#### Exercise aim
Word for word, retype every entry in the listing.

-- START Provided material --

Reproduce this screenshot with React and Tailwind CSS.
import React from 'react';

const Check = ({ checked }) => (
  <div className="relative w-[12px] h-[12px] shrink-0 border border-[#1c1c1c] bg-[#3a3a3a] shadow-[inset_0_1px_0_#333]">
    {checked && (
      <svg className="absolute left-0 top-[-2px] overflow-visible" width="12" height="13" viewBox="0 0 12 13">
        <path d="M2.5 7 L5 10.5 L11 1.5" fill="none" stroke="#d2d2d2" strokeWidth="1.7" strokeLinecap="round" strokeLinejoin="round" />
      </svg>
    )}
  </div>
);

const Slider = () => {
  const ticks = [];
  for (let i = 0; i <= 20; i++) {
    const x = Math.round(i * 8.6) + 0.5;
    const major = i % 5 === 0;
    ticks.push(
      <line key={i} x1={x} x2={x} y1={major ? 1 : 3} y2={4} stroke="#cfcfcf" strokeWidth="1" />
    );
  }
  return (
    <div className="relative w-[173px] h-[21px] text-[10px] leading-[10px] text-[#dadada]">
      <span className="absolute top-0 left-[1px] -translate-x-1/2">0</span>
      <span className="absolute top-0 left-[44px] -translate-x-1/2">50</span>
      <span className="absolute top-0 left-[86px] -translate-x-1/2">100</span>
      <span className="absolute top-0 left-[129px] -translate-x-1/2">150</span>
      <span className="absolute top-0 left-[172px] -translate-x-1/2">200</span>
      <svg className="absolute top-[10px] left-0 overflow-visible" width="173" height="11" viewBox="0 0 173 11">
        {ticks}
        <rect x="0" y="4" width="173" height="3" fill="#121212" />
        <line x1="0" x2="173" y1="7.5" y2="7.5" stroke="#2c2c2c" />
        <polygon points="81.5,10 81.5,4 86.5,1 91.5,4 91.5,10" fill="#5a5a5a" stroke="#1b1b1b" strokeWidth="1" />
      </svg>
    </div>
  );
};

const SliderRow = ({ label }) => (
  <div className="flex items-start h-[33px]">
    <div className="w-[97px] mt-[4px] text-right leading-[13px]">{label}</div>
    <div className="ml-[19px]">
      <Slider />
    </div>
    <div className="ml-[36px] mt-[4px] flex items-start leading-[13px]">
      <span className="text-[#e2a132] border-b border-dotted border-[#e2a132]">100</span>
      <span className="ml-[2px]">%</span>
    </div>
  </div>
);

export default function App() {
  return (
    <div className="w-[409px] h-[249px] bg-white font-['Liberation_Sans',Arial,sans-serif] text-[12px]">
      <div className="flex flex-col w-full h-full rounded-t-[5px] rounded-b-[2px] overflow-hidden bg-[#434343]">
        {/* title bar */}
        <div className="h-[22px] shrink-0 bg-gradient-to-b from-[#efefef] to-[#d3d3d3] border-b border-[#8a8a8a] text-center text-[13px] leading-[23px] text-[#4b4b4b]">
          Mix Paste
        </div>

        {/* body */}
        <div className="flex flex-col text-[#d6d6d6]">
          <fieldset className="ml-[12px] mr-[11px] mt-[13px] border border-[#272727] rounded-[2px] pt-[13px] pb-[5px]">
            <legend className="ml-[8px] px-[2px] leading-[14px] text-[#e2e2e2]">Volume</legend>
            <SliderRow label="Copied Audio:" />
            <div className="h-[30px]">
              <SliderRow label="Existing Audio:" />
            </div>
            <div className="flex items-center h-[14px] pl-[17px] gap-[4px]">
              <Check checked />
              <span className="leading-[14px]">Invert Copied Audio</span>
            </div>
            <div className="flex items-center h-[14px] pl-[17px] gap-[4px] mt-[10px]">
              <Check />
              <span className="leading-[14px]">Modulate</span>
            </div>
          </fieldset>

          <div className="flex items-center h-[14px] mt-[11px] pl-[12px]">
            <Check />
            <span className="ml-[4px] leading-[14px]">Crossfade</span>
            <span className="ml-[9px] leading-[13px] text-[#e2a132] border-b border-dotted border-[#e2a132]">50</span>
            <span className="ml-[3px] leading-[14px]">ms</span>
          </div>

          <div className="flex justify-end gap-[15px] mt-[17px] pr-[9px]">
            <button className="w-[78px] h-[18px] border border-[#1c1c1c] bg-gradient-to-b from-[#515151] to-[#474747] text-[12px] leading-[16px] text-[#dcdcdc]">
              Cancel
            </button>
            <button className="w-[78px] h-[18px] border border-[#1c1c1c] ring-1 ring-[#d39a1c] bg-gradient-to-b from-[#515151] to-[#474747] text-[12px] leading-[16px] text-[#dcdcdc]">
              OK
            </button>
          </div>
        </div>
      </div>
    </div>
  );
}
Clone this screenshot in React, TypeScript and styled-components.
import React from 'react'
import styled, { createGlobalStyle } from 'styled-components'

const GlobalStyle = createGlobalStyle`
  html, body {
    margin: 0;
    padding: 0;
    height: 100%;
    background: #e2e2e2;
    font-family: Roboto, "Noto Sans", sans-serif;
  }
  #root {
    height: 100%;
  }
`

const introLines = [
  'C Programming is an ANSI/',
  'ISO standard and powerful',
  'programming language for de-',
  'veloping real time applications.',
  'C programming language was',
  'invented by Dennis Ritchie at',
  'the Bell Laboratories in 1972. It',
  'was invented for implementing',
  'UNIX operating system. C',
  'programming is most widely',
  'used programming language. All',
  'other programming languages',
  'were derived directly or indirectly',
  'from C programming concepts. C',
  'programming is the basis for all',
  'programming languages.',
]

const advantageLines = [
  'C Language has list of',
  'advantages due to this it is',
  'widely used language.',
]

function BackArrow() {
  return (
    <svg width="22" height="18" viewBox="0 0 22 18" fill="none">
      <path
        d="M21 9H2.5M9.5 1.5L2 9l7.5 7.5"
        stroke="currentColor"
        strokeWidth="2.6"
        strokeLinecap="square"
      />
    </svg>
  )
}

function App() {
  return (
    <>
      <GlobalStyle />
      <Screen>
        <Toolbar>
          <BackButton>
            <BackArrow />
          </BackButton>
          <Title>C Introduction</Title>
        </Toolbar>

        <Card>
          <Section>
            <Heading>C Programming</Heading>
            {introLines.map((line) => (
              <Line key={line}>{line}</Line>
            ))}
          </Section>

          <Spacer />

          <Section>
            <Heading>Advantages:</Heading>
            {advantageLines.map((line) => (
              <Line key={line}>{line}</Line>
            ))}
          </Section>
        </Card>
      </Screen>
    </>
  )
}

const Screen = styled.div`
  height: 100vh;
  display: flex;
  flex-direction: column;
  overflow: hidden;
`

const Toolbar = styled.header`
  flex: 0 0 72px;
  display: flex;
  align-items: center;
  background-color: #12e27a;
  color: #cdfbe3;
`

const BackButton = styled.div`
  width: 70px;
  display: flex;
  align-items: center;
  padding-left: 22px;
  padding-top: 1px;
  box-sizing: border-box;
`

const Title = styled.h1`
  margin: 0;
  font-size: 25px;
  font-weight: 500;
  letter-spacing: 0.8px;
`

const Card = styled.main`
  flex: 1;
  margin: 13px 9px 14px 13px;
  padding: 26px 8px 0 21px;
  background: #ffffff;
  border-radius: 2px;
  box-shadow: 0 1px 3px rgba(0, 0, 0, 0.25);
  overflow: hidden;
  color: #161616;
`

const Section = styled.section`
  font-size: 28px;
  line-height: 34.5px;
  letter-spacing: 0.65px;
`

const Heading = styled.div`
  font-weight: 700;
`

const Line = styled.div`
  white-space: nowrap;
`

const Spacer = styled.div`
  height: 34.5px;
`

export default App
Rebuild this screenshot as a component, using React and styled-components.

-- END Provided material --

#### Answer to the task
Reproduce this screenshot with React and Tailwind CSS.
import React from 'react';

const Check = ({ checked }) => (
  <div className="relative w-[12px] h-[12px] shrink-0 border border-[#1c1c1c] bg-[#3a3a3a] shadow-[inset_0_1px_0_#333]">
    {checked && (
      <svg className="absolute left-0 top-[-2px] overflow-visible" width="12" height="13" viewBox="0 0 12 13">
        <path d="M2.5 7 L5 10.5 L11 1.5" fill="none" stroke="#d2d2d2" strokeWidth="1.7" strokeLinecap="round" strokeLinejoin="round" />
      </svg>
    )}
  </div>
);

const Slider = () => {
  const ticks = [];
  for (let i = 0; i <= 20; i++) {
    const x = Math.round(i * 8.6) + 0.5;
    const major = i % 5 === 0;
    ticks.push(
      <line key={i} x1={x} x2={x} y1={major ? 1 : 3} y2={4} stroke="#cfcfcf" strokeWidth="1" />
    );
  }
  return (
    <div className="relative w-[173px] h-[21px] text-[10px] leading-[10px] text-[#dadada]">
      <span className="absolute top-0 left-[1px] -translate-x-1/2">0</span>
      <span className="absolute top-0 left-[44px] -translate-x-1/2">50</span>
      <span className="absolute top-0 left-[86px] -translate-x-1/2">100</span>
      <span className="absolute top-0 left-[129px] -translate-x-1/2">150</span>
      <span className="absolute top-0 left-[172px] -translate-x-1/2">200</span>
      <svg className="absolute top-[10px] left-0 overflow-visible" width="173" height="11" viewBox="0 0 173 11">
        {ticks}
        <rect x="0" y="4" width="173" height="3" fill="#121212" />
        <line x1="0" x2="173" y1="7.5" y2="7.5" stroke="#2c2c2c" />
        <polygon points="81.5,10 81.5,4 86.5,1 91.5,4 91.5,10" fill="#5a5a5a" stroke="#1b1b1b" strokeWidth="1" />
      </svg>
    </div>
  );
};

const SliderRow = ({ label }) => (
  <div className="flex items-start h-[33px]">
    <div className="w-[97px] mt-[4px] text-right leading-[13px]">{label}</div>
    <div className="ml-[19px]">
      <Slider />
    </div>
    <div className="ml-[36px] mt-[4px] flex items-start leading-[13px]">
      <span className="text-[#e2a132] border-b border-dotted border-[#e2a132]">100</span>
      <span className="ml-[2px]">%</span>
    </div>
  </div>
);

export default function App() {
  return (
    <div className="w-[409px] h-[249px] bg-white font-['Liberation_Sans',Arial,sans-serif] text-[12px]">
      <div className="flex flex-col w-full h-full rounded-t-[5px] rounded-b-[2px] overflow-hidden bg-[#434343]">
        {/* title bar */}
        <div className="h-[22px] shrink-0 bg-gradient-to-b from-[#efefef] to-[#d3d3d3] border-b border-[#8a8a8a] text-center text-[13px] leading-[23px] text-[#4b4b4b]">
          Mix Paste
        </div>

        {/* body */}
        <div className="flex flex-col text-[#d6d6d6]">
          <fieldset className="ml-[12px] mr-[11px] mt-[13px] border border-[#272727] rounded-[2px] pt-[13px] pb-[5px]">
            <legend className="ml-[8px] px-[2px] leading-[14px] text-[#e2e2e2]">Volume</legend>
            <SliderRow label="Copied Audio:" />
            <div className="h-[30px]">
              <SliderRow label="Existing Audio:" />
            </div>
            <div className="flex items-center h-[14px] pl-[17px] gap-[4px]">
              <Check checked />
              <span className="leading-[14px]">Invert Copied Audio</span>
            </div>
            <div className="flex items-center h-[14px] pl-[17px] gap-[4px] mt-[10px]">
              <Check />
              <span className="leading-[14px]">Modulate</span>
            </div>
          </fieldset>

          <div className="flex items-center h-[14px] mt-[11px] pl-[12px]">
            <Check />
            <span className="ml-[4px] leading-[14px]">Crossfade</span>
            <span className="ml-[9px] leading-[13px] text-[#e2a132] border-b border-dotted border-[#e2a132]">50</span>
            <span className="ml-[3px] leading-[14px]">ms</span>
          </div>

          <div className="flex justify-end gap-[15px] mt-[17px] pr-[9px]">
            <button className="w-[78px] h-[18px] border border-[#1c1c1c] bg-gradient-to-b from-[#515151] to-[#474747] text-[12px] leading-[16px] text-[#dcdcdc]">
              Cancel
            </button>
            <button className="w-[78px] h-[18px] border border-[#1c1c1c] ring-1 ring-[#d39a1c] bg-gradient-to-b from-[#515151] to-[#474747] text-[12px] leading-[16px] text-[#dcdcdc]">
              OK
            </button>
          </div>
        </div>
      </div>
    </div>
  );
}
Clone this screenshot in React, TypeScript and styled-components.
import React from 'react'
import styled, { createGlobalStyle } from 'styled-components'

const GlobalStyle = createGlobalStyle`
  html, body {
    margin: 0;
    padding: 0;
    height: 100%;
    background: #e2e2e2;
    font-family: Roboto, "Noto Sans", sans-serif;
  }
  #root {
    height: 100%;
  }
`

const introLines = [
  'C Programming is an ANSI/',
  'ISO standard and powerful',
  'programming language for de-',
  'veloping real time applications.',
  'C programming language was',
  'invented by Dennis Ritchie at',
  'the Bell Laboratories in 1972. It',
  'was invented for implementing',
  'UNIX operating system. C',
  'programming is most widely',
  'used programming language. All',
  'other programming languages',
  'were derived directly or indirectly',
  'from C programming concepts. C',
  'programming is the basis for all',
  'programming languages.',
]

const advantageLines = [
  'C Language has list of',
  'advantages due to this it is',
  'widely used language.',
]

function BackArrow() {
  return (
    <svg width="22" height="18" viewBox="0 0 22 18" fill="none">
      <path
        d="M21 9H2.5M9.5 1.5L2 9l7.5 7.5"
        stroke="currentColor"
        strokeWidth="2.6"
        strokeLinecap="square"
      />
    </svg>
  )
}

function App() {
  return (
    <>
      <GlobalStyle />
      <Screen>
        <Toolbar>
          <BackButton>
            <BackArrow />
          </BackButton>
          <Title>C Introduction</Title>
        </Toolbar>

        <Card>
          <Section>
            <Heading>C Programming</Heading>
            {introLines.map((line) => (
              <Line key={line}>{line}</Line>
            ))}
          </Section>

          <Spacer />

          <Section>
            <Heading>Advantages:</Heading>
            {advantageLines.map((line) => (
              <Line key={line}>{line}</Line>
            ))}
          </Section>
        </Card>
      </Screen>
    </>
  )
}

const Screen = styled.div`
  height: 100vh;
  display: flex;
  flex-direction: column;
  overflow: hidden;
`

const Toolbar = styled.header`
  flex: 0 0 72px;
  display: flex;
  align-items: center;
  background-color: #12e27a;
  color: #cdfbe3;
`

const BackButton = styled.div`
  width: 70px;
  display: flex;
  align-items: center;
  padding-left: 22px;
  padding-top: 1px;
  box-sizing: border-box;
`

const Title = styled.h1`
  margin: 0;
  font-size: 25px;
  font-weight: 500;
  letter-spacing: 0.8px;
`

const Card = styled.main`
  flex: 1;
  margin: 13px 9px 14px 13px;
  padding: 26px 8px 0 21px;
  background: #ffffff;
  border-radius: 2px;
  box-shadow: 0 1px 3px rgba(0, 0, 0, 0.25);
  overflow: hidden;
  color: #161616;
`

const Section = styled.section`
  font-size: 28px;
  line-height: 34.5px;
  letter-spacing: 0.65px;
`

const Heading = styled.div`
  font-weight: 700;
`

const Line = styled.div`
  white-space: nowrap;
`

const Spacer = styled.div`
  height: 34.5px;
`

export default App
Rebuild this screenshot as a component, using React and styled-components.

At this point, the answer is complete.